Of course, if you had received a Non-Warranty or Quitclaim Deed from Sam Seller, then Sam also would not be liable to you for the unpaid taxes, because Sam Seller would not have warranted anything to you about the property. You simply would have received whatever rights (if any) that Sam had in the property at that time, and Sam's rights were subject to the lien of the 2008 taxes.
What To Do If Offered A Special Warranty Deed
So, how do you protect yourself from a Special Warranty Deed? Here are three things to do the next time you decide to buy property:
- Get your attorney involved in the transaction before you sign a contract. Even if the contract provides for a General Warranty Deed, other language in the contract could reduce the general warranties. For example, contract language that indicates the property will be conveyed by a General Warranty Deed "subject to all matters of record" sounds reasonable, but the "subject to" language essentially negates the general warranties because most matters encumbering the title to the property will be "of record."
- Have your attorney conduct a title examination on the property to discover any encumbrances or title problems before you purchase the property. Even if there are no title problems, this is where your attorney will discover those "little" things that could become big problems if you did not know about them before you purchased the property. For example, this is where your attorney would discover that the large open area behind the office building is subject to an easement in favor of the owner of the adjoining property that would prevent you from expanding the building into the area.
- Have your attorney obtain title insurance for you.

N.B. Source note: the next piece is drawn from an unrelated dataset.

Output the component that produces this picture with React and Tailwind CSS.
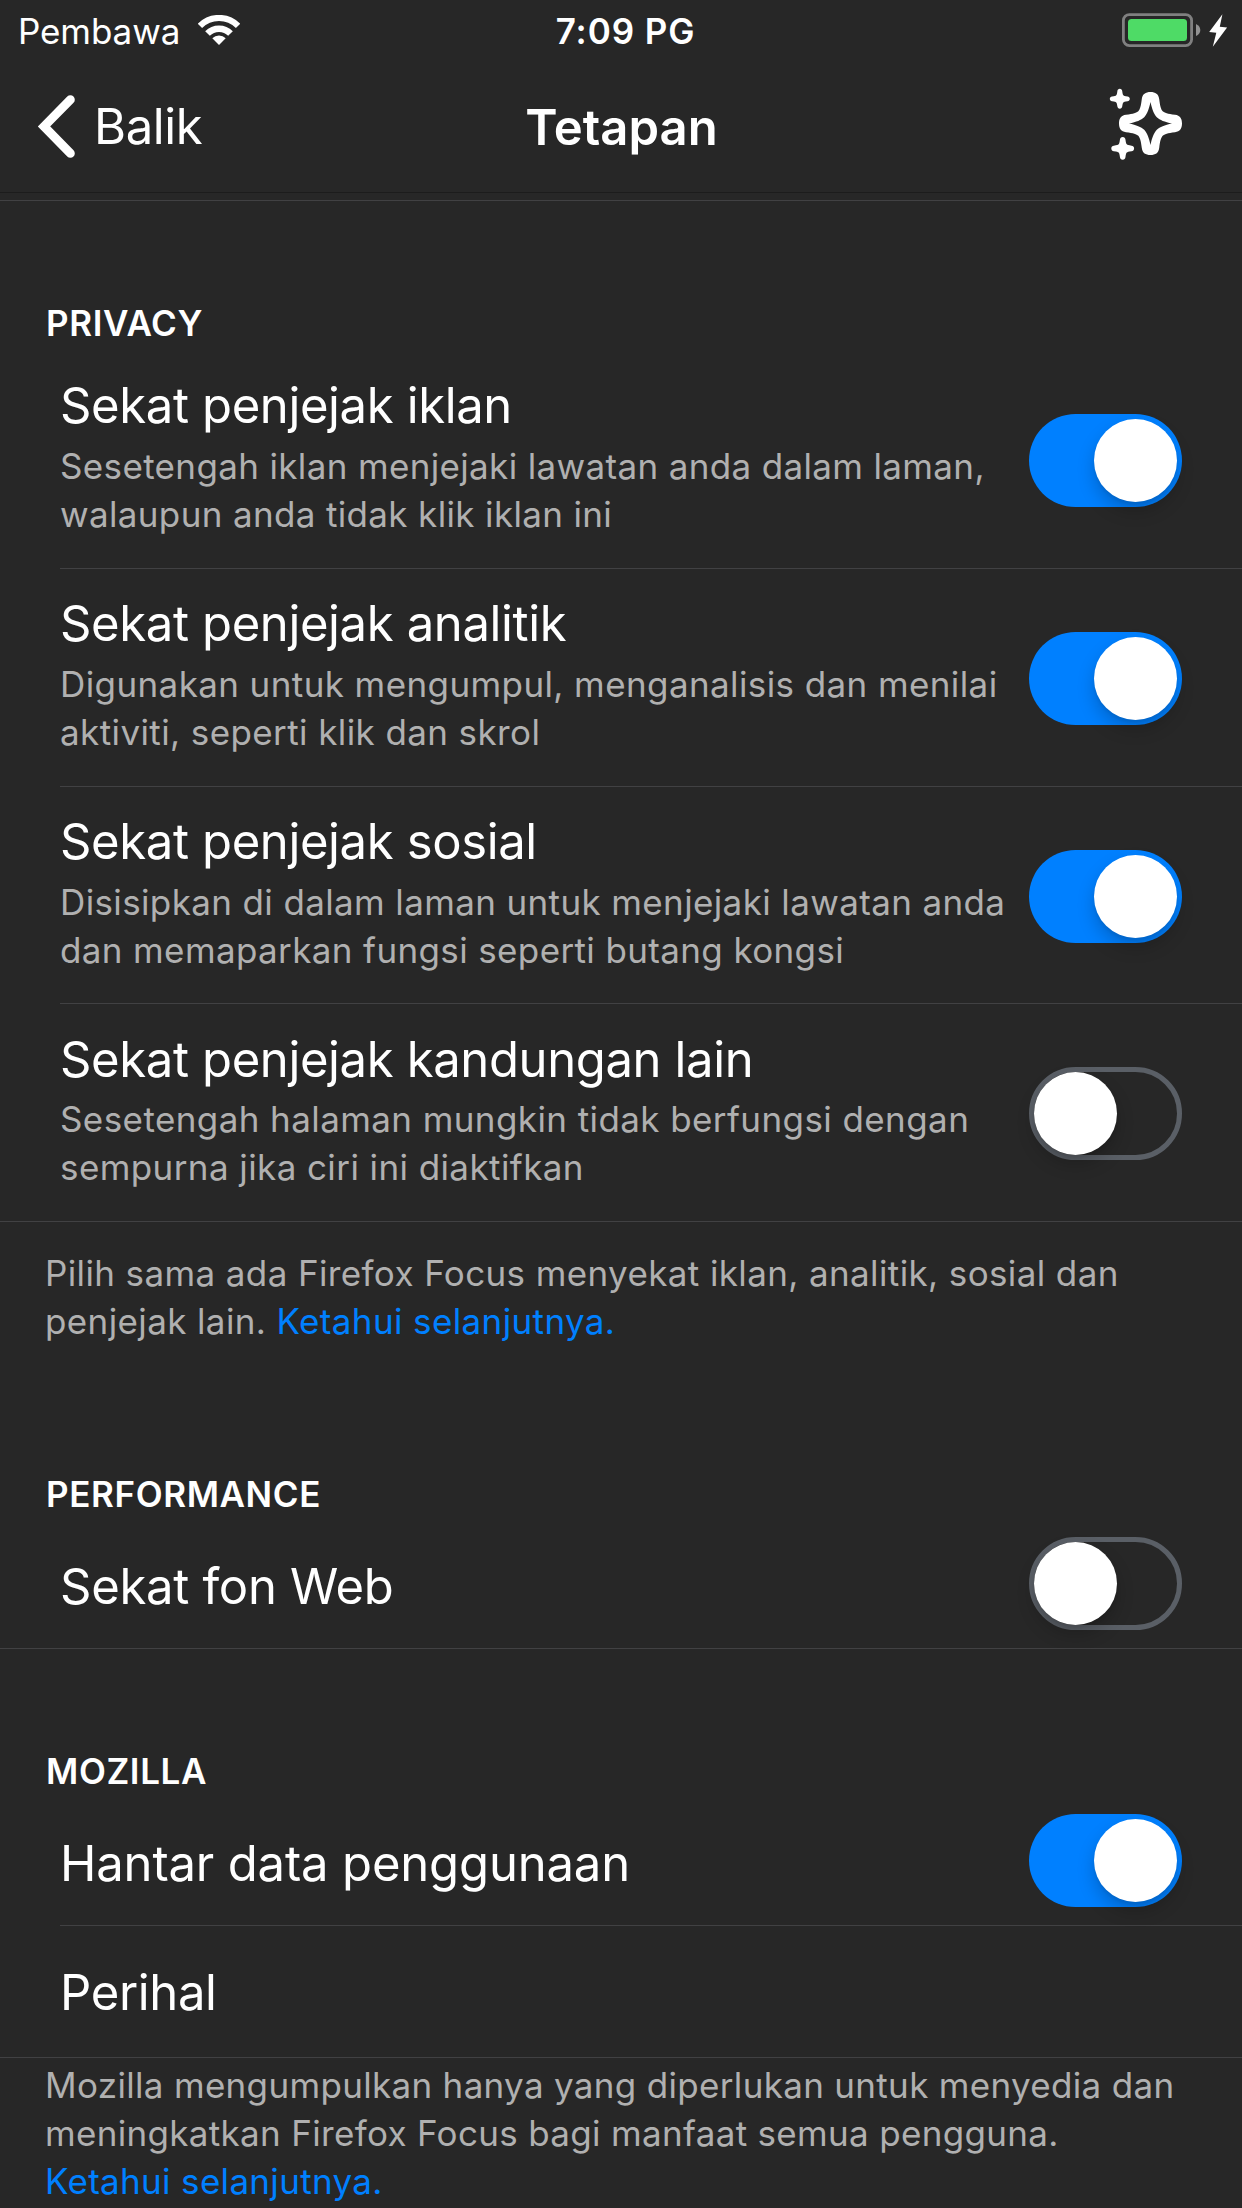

Title insurance will give you additional protection from unknown title risks that could raise their ugly heads in the future. Although title insurance does not guarantee that you will not have a title problem, it does provide insurance to help pay to correct the problem or to compensate you if the problem cannot be corrected.
Understanding deed warranties will help you to better protect yourself from Special and Limited Warranty Deeds that really aren't that special, and from the deeds that contain no protection at all.